Donal Carbaugh
EUASU Academician, Professor of Communication and Faculty Affiliate in American Indian Studies, American Studies, and Linguistics at the University of Massachusetts, Amherst. He was named a Distinguished Scholar of the National Communication Association in 2017, receiving its highest honor. Carbaugh has authored several books, including "Reporting Cultures on 60 Minutes," and serves as the editor for numerous other publications.
Donal Carbaugh is EUASU Academician, Professor of Communication and Faculty Affiliate in American Indian Studies, American Studies, and Linguistics at the University of Massachusetts, Amherst. He is an author and editor of numerous books. Dr. Carbaugh has been Chair of both the International Communication Association's and National Communication Association's Language and Social Interaction Division, and the National Communication Association's International and Intercultural Communication Division. His teaching has been honored as have several of his books and articles. His studies focus upon Native American, popular American, Russian, and Finnish communication practices, with special attention to the relationship between language use, culture, spirit, and nature.
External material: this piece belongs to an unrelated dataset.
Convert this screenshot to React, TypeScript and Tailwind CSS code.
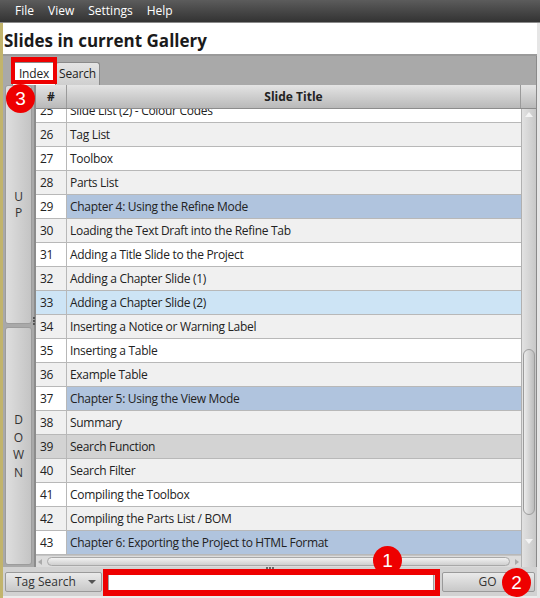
import React from "react";

type Row = [number, string, "w" | "g" | "c" | "s" | "h"];

const rows: Row[] = [
  [25, "Slide List (2) - Colour Codes", "w"],
  [26, "Tag List", "g"],
  [27, "Toolbox", "w"],
  [28, "Parts List", "g"],
  [29, "Chapter 4: Using the Refine Mode", "c"],
  [30, "Loading the Text Draft into the Refine Tab", "g"],
  [31, "Adding a Title Slide to the Project", "w"],
  [32, "Adding a Chapter Slide (1)", "g"],
  [33, "Adding a Chapter Slide (2)", "s"],
  [34, "Inserting a Notice or Warning Label", "g"],
  [35, "Inserting a Table", "w"],
  [36, "Example Table", "g"],
  [37, "Chapter 5: Using the View Mode", "c"],
  [38, "Summary", "g"],
  [39, "Search Function", "h"],
  [40, "Search Filter", "g"],
  [41, "Compiling the Toolbox", "w"],
  [42, "Compiling the Parts List / BOM", "g"],
  [43, "Chapter 6: Exporting the Project to HTML Format", "c"],
];

const numBg: Record<string, string> = {
  w: "bg-white",
  g: "bg-[#f0f0f0]",
  c: "bg-white",
  s: "bg-[#cde4f5]",
  h: "bg-[#d3d3d3]",
};
const titleBg: Record<string, string> = {
  w: "bg-white",
  g: "bg-[#f0f0f0]",
  c: "bg-[#b0c4de]",
  s: "bg-[#cde4f5]",
  h: "bg-[#d3d3d3]",
};

function Badge({ n, className }: { n: string; className: string }) {
  return (
    <div
      className={
        "absolute w-[29px] h-[29px] rounded-full bg-[#ee0000] text-white flex items-center justify-center text-[19px] leading-none font-['Liberation_Sans',sans-serif] " +
        className
      }
    >
      {n}
    </div>
  );
}

export default function App() {
  return (
    <div className="relative w-[540px] h-[598px] overflow-hidden flex flex-col bg-[#e6e6e6] font-['Open_Sans',sans-serif] text-[#222]">
      {/* menu bar */}
      <div className="h-[23px] shrink-0 flex items-center bg-gradient-to-b from-[#5c5c5c] to-[#333333] border-b border-[#8a8a8a] text-white text-[12px] pl-[15px] gap-[14px]">
        <span>File</span>
        <span>View</span>
        <span>Settings</span>
        <span>Help</span>
      </div>

      <div className="flex-1 flex flex-col border-l-[3px] border-[#c2b46c] pr-[3px]">
        {/* title */}
        <div className="h-[33px] shrink-0 bg-white flex items-end pb-[5px] pl-[1px] border-b-2 border-[#9a9a9a]">
          <span className="text-[17px] font-bold leading-none text-[#1a1a1a]">
            Slides in current Gallery
          </span>
        </div>

        {/* main panel */}
        <div className="flex-1 flex flex-col bg-[#a9a9a9] border-r border-[#8a8a8a]">
          {/* tabs */}
          <div className="h-[29px] shrink-0 flex items-end pl-[9px]">
            <div className="h-[23px] w-[44px] bg-white border border-b-0 border-[#8a8a8a] rounded-t-[3px] flex items-center justify-center text-[12px] tracking-[-0.2px]">
              Index
            </div>
            <div className="h-[23px] w-[44px] bg-gradient-to-b from-[#e4e4e4] to-[#cfcfcf] border border-l-0 border-b-0 border-[#8a8a8a] rounded-t-[3px] flex items-center justify-center text-[12px] tracking-[-0.2px]">
              Search
            </div>
          </div>

          {/* body */}
          <div className="flex-1 flex pl-[2px]">
            {/* up / down column */}
            <div className="w-[29px] shrink-0 flex flex-col pr-[2px] relative">
              <div className="h-[239px] rounded-[3px] bg-gradient-to-r from-[#dedede] to-[#c4c4c4] border border-[#9c9c9c] flex flex-col items-center justify-center text-[12px] leading-[16px] text-[#333] pt-[1px]">
                <span>U</span>
                <span>P</span>
              </div>
              <div className="h-[3px]" />
              <div className="flex-1 mb-[2px] rounded-[3px] bg-gradient-to-r from-[#dedede] to-[#c4c4c4] border border-[#9c9c9c] flex flex-col items-center justify-center text-[12px] leading-[17.5px] text-[#333]">
                <span>D</span>
                <span>O</span>
                <span>W</span>
                <span>N</span>
              </div>
              <div className="absolute right-[-1px] top-[232px] flex flex-col gap-[1px]">
                <div className="w-[2px] h-[2px] bg-[#555]" />
                <div className="w-[2px] h-[2px] bg-[#555]" />
                <div className="w-[2px] h-[2px] bg-[#555]" />
              </div>
            </div>

            {/* table */}
            <div className="flex-1 flex flex-col border-l-2 border-[#8c8c8c] bg-white">
              {/* header */}
              <div className="h-[24px] shrink-0 flex border-b border-[#8c8c8c]">
                <div className="w-[31px] shrink-0 bg-gradient-to-b from-[#e4e4e4] to-[#b9b9b9] border-r border-[#9a9a9a] flex items-center justify-center text-[12px] font-bold">
                  #
                </div>
                <div className="flex-1 bg-gradient-to-b from-[#e4e4e4] to-[#b9b9b9] border-r border-[#9a9a9a] flex items-center justify-center text-[12px] font-bold">
                  Slide Title
                </div>
                <div className="w-[15px] shrink-0 bg-gradient-to-b from-[#e4e4e4] to-[#b9b9b9]" />
              </div>

              <div className="flex-1 flex min-h-0">
                {/* rows */}
                <div className="flex-1 flex flex-col min-w-0">
                  <div className="flex-1 overflow-hidden">
                    <div className="-mt-[10px]">
                      {rows.map(([n, t, k]) => (
                        <div key={n} className="h-[24px] flex border-b border-[#b8b8b8] text-[12px] tracking-[-0.3px]">
                          <div className={"w-[31px] shrink-0 border-r border-[#b8b8b8] pl-[4px] flex items-center " + numBg[k]}>
                            {n}
                          </div>
                          <div className={"flex-1 pl-[3px] flex items-center whitespace-nowrap " + titleBg[k]}>
                            {t}
                          </div>
                        </div>
                      ))}
                    </div>
                  </div>
                  {/* horizontal scrollbar */}
                  <div className="h-[12px] shrink-0 bg-[#dcdcdc] border-t border-[#c4c4c4] flex items-center px-[2px] gap-[1px]">
                    <div className="w-0 h-0 border-y-[3px] border-y-transparent border-r-[4px] border-r-[#aaa]" />
                    <div className="flex-1 h-[9px] mx-[4px] rounded-full bg-gradient-to-b from-[#f2f2f2] to-[#cfcfcf] border border-[#a8a8a8]" />
                    <div className="w-0 h-0 border-y-[3px] border-y-transparent border-l-[4px] border-l-[#aaa]" />
                  </div>
                </div>
                {/* vertical scrollbar */}
                <div className="w-[15px] shrink-0 flex flex-col bg-gradient-to-r from-[#e2e2e2] to-[#c8c8c8] border-l border-[#b0b0b0]">
                  <div className="h-[10px] flex items-center justify-center">
                    <div className="w-0 h-0 border-x-[4px] border-x-transparent border-b-[5px] border-b-[#f4f4f4]" />
                  </div>
                  <div className="h-[230px]" />
                  <div className="h-[166px] mx-[1px] rounded-full bg-gradient-to-r from-[#ececec] to-[#bdbdbd] border border-[#9c9c9c]" />
                  <div className="flex-1 flex items-center justify-center">
                    <div className="w-0 h-0 border-x-[4px] border-x-transparent border-t-[5px] border-t-[#f4f4f4]" />
                  </div>
                </div>
              </div>
            </div>
          </div>
        </div>

        {/* bottom bar */}
        <div className="relative h-[31px] shrink-0 flex items-center bg-[#d2d2d2] pl-[2px] pr-[2px] border-b-2 border-[#ececec]">
          <div className="absolute left-[263px] top-0 flex gap-[1px]">
            <div className="w-[2px] h-[2px] bg-[#666]" />
            <div className="w-[2px] h-[2px] bg-[#666]" />
            <div className="w-[2px] h-[2px] bg-[#666]" />
          </div>
          <div className="w-[97px] h-[20px] rounded-[2px] bg-gradient-to-b from-[#eaeaea] to-[#c8c8c8] border border-[#9a9a9a] flex items-center pl-[9px] pr-[5px] text-[12px] text-[#333]">
            <span className="flex-1">Tag Search</span>
            <div className="w-0 h-0 border-x-[4px] border-x-transparent border-t-[4px] border-t-[#555]" />
          </div>
          <div className="w-[326px] h-[18px] bg-white border border-[#a0a0a0] ml-[6px]" />
          <div className="flex-1 ml-[8px] h-[20px] rounded-[2px] bg-gradient-to-b from-[#eaeaea] to-[#c8c8c8] border border-[#9a9a9a] flex items-center justify-center text-[12px] text-[#333] pr-[2px]">
            GO
          </div>
        </div>
      </div>

      {/* annotations */}
      <div className="absolute left-[11px] top-[57px] w-[46px] h-[27px] border-[4px] border-t-[5px] border-[#ee0000]" />
      <div className="absolute left-[103px] top-[569px] w-[337px] h-[27px] border-[5px] border-y-[6px] border-[#ee0000]" />
      <Badge n="3" className="left-[6px] top-[84px]" />
      <Badge n="1" className="left-[373px] top-[546px]" />
      <Badge n="2" className="left-[502px] top-[568px]" />
    </div>
  );
}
In 2010 he was a featured speaker at the National Academies of Science, presenting a unifying framework for communication inquiry. He has served on the roster of Senior Fulbright Specialists, and was in the Fall of 2005 elected into the Communication Hall of Fame at the University of Washington. In 2014 he was selected Distinguished Graduate Mentor on the Department of Communication, the first so designated. In 2016, Prof. Carbaugh received his university's Award for Outstanding Accomplishments in Research and Creative Activity. In 2017 he was named a Distinguished Scholar of the National Communication Association, its highest honor.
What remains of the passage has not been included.